→ **What the exercise asks**
Pull out every line below that holds the word "screenshot".
|---|
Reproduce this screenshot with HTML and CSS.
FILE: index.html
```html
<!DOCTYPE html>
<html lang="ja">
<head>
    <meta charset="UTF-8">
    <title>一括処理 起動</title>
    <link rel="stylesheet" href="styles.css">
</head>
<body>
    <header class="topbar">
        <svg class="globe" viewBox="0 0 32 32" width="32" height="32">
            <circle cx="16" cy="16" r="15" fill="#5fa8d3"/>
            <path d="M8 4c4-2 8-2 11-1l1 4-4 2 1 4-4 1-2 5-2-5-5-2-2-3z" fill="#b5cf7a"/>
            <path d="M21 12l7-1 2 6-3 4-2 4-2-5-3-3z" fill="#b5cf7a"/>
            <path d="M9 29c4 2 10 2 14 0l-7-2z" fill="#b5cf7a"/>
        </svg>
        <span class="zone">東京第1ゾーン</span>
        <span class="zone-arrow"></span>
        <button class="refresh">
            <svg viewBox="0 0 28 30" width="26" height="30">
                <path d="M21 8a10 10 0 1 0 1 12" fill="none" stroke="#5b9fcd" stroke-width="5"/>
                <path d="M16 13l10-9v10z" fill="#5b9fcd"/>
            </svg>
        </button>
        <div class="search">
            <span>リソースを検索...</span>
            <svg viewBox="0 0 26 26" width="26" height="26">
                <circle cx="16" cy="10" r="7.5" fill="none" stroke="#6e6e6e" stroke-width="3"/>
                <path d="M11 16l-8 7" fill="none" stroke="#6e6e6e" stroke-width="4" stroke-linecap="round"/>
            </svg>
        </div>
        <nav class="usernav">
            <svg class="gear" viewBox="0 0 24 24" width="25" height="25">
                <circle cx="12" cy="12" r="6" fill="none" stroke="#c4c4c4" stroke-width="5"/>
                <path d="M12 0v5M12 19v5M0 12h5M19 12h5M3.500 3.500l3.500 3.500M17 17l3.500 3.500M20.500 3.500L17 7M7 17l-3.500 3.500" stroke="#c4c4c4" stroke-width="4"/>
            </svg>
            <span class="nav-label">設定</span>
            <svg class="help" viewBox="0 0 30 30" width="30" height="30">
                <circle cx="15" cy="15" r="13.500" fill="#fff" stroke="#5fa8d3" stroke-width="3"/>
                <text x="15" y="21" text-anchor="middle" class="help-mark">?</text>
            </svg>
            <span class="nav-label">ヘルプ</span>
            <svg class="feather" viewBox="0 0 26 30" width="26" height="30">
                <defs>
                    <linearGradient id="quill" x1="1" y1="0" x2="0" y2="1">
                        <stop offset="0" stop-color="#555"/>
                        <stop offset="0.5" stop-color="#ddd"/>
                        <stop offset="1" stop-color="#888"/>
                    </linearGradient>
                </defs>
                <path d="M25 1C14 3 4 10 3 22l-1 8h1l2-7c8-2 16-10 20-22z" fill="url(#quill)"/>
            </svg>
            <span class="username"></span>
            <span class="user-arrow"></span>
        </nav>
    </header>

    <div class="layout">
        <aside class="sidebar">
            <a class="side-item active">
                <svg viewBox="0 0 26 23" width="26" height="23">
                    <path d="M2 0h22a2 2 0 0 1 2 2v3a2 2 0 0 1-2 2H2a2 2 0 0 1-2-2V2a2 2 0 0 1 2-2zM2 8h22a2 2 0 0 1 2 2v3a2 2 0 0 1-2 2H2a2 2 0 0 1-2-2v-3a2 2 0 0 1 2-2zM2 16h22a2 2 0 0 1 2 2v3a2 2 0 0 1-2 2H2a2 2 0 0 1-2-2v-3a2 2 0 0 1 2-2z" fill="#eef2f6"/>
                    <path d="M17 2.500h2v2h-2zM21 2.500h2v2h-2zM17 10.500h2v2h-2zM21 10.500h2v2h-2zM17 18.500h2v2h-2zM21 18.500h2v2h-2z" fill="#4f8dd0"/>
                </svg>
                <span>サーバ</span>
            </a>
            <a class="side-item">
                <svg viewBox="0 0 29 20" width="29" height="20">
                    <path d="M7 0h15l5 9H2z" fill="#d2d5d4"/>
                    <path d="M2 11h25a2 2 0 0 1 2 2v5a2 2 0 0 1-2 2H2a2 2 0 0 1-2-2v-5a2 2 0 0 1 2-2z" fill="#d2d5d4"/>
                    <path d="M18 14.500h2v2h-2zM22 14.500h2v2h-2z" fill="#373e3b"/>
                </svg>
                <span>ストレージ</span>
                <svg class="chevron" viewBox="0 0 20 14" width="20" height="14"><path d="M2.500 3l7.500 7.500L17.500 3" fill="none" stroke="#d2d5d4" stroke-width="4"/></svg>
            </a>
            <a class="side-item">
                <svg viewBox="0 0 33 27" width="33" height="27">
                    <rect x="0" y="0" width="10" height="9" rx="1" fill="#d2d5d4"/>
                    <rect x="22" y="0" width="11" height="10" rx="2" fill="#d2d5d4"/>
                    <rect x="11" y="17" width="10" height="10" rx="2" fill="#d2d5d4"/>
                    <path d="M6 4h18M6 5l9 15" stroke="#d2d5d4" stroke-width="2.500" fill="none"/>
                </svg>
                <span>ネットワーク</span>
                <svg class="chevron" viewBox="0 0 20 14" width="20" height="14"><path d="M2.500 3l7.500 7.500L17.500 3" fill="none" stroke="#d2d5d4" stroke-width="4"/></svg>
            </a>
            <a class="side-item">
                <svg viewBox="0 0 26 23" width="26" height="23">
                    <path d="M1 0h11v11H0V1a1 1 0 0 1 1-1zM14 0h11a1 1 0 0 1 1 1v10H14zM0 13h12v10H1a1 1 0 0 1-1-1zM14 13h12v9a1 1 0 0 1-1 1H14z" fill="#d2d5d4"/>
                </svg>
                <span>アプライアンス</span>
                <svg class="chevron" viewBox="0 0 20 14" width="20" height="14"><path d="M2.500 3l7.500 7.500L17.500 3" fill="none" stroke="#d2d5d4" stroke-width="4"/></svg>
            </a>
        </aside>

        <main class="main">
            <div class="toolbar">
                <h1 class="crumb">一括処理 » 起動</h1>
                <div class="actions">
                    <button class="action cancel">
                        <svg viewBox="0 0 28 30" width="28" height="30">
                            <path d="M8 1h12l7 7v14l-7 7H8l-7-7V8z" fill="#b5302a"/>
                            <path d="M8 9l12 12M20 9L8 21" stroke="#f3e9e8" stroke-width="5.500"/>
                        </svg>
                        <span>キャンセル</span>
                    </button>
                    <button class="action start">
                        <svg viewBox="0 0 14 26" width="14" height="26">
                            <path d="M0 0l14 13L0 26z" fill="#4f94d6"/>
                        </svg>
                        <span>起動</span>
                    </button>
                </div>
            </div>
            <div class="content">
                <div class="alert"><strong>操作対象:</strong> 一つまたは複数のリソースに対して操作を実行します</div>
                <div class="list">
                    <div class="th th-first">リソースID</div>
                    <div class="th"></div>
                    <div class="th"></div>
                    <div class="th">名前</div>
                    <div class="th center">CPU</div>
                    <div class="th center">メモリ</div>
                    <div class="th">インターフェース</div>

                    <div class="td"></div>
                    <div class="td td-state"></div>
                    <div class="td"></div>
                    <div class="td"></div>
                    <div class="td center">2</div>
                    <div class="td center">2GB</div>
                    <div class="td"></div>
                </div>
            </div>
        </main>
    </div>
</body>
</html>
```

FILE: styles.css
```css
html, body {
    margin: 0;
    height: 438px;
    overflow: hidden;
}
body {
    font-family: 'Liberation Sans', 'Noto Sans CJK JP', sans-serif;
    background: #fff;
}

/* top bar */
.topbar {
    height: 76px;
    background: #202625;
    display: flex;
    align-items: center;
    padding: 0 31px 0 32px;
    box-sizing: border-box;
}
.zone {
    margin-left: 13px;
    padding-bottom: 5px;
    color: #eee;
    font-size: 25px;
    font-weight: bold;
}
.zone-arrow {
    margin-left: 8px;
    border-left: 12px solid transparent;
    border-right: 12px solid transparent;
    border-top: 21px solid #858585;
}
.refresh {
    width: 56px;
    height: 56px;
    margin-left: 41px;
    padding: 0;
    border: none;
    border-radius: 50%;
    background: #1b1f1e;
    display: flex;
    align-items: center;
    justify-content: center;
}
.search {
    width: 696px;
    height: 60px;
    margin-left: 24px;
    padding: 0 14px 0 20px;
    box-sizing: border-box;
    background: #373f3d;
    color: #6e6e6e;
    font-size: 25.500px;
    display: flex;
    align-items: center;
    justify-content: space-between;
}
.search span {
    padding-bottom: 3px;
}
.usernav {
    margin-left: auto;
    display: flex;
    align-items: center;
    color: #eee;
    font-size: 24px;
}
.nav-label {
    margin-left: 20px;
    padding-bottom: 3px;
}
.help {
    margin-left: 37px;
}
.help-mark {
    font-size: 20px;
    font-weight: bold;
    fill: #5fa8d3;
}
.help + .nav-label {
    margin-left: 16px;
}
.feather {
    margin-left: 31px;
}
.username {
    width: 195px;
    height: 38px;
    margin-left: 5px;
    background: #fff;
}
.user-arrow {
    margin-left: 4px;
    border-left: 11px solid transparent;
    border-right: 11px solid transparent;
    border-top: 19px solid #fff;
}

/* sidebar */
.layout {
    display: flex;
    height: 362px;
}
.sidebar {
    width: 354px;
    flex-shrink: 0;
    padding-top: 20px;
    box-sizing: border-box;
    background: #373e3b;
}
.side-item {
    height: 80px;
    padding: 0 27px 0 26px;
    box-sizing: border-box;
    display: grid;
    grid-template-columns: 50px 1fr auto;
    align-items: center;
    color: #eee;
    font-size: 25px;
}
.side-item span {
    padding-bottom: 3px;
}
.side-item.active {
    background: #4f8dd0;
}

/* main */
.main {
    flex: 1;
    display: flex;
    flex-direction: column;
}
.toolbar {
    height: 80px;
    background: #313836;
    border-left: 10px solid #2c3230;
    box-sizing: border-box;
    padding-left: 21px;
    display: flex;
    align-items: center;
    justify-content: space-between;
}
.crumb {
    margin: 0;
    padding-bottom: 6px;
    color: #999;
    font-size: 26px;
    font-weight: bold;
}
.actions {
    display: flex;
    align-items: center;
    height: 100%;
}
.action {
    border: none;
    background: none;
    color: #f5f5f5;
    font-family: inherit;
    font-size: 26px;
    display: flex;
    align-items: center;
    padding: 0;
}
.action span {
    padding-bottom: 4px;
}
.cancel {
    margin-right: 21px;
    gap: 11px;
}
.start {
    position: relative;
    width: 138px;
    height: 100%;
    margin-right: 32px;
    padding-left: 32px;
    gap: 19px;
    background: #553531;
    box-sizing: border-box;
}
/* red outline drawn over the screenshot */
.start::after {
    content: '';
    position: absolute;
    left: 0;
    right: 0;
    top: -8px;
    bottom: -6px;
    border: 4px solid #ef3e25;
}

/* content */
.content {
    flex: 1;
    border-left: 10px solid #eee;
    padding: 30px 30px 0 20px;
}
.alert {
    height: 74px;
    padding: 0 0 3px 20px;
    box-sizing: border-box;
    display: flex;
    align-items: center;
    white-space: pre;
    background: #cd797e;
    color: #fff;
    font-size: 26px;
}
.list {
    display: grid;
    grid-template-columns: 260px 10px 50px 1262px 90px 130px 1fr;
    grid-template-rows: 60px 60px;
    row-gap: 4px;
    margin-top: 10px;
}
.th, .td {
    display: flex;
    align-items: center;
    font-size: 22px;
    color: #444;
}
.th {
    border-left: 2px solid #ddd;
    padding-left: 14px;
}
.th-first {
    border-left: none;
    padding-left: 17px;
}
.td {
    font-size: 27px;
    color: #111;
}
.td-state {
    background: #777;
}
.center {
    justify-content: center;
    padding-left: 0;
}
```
|---|
→ **Right answer**
Reproduce this screenshot with HTML and CSS.
/* red outline drawn over the screenshot */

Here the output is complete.